Its been quiet interesting researching Uncles Terry's adventures in the Camaro, I managed to source some of the race reports from the 67-71 years that he ran the car. What's certainly apparent from these articles is that it was a wild and temperamental race car. He struggled with chassis handling and brakes in the early 67-68 races, the car being awesome on the straights blowing by most other cars it was up against but cornering and stopping the big block usually ended in tears. In most races he forced his way to the front but lost it under braking or cornering after 3-4 laps. The cars suspension was eventually modified quiet extensively by an Australian chassis tuning specialist and photos after that clearly show the car behaving much better.

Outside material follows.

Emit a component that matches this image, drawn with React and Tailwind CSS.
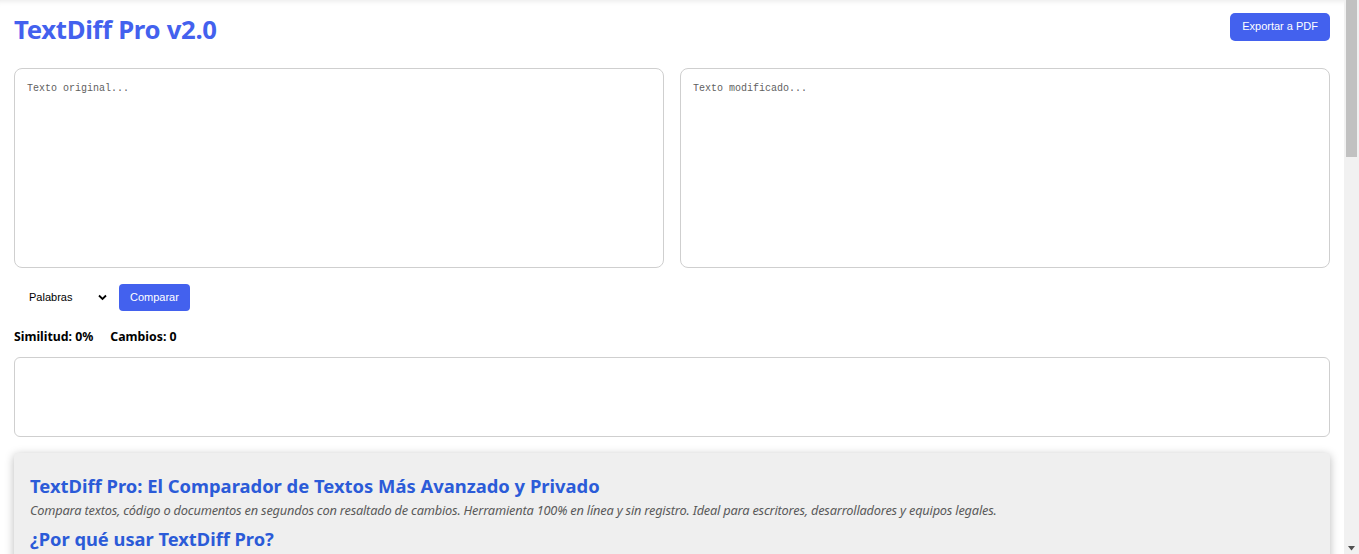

Although he slowly tuned the chassis into Australian touring car racing, bad luck seemed always to be his best competitor, on numerous occasions mechanical failure stopped short his races. Just some examples being a ruptured fuel tank while in second, the fumes being so bad that Terry blacked out when returning to the pits. Another failure was an exploding clutch and flywheel with some pieces coming through the firewall and hitting him in the leg. I've discovered a great sequence of photo's of the car spinning on three wheels on the back straight of Sandown Raceway when a left rear axle flange sheared off while Terry was warming up for a qualifying run.
He did win on occasions and was also successful in an invitation event overseas in New Zealand, he actually raced there a number of times, being quiet popular with the big Camaro.
Towards the end of his racing career with the car in 70-71 the big block started to have regular failures, spare parts lists in his advertisements when the car was for sale indicated damaged cranks, pistons and rods. By the end of 71 the car was a heavily modified race car, it was running 10" minilite magnesium race wheels, full floater locker diff, aluminium fuel cell, rear disc brakes, and full roll cage. Interestingly he persisted with the 396, I can't find any reference to him running the Bill Thomas Trans Am 302 that he brought over from the US bolted where the passenger seat was removed.This mystery engine that Ron Ogilvie told us was sent with the car just disappeared. Terry's first race mechanic told me he didn't know anything about it.
I've managed to talk with Graeme Blanchard who brought the car off Terry in 71 and he told me that the 396 block showed signs of major damage with welding repairs all over it. He ran with the big block for a while, (scared the hell out of him at times) but eventually gave up on it and replaced it with a 350 small block. Graeme was the last to race the car, he ran it until 72 when it was sold to a guy called Lakis Manticas, who was a successful mini racer. Manticas stripped the car of its race components and sold it as a roller to drag racer Barry Wearing. Barry who is a lovely bloke can't recall where the car went to after he sold the roller in 74, its being missing in action since then.
So lots of history but no car, yet...! we will keep looking.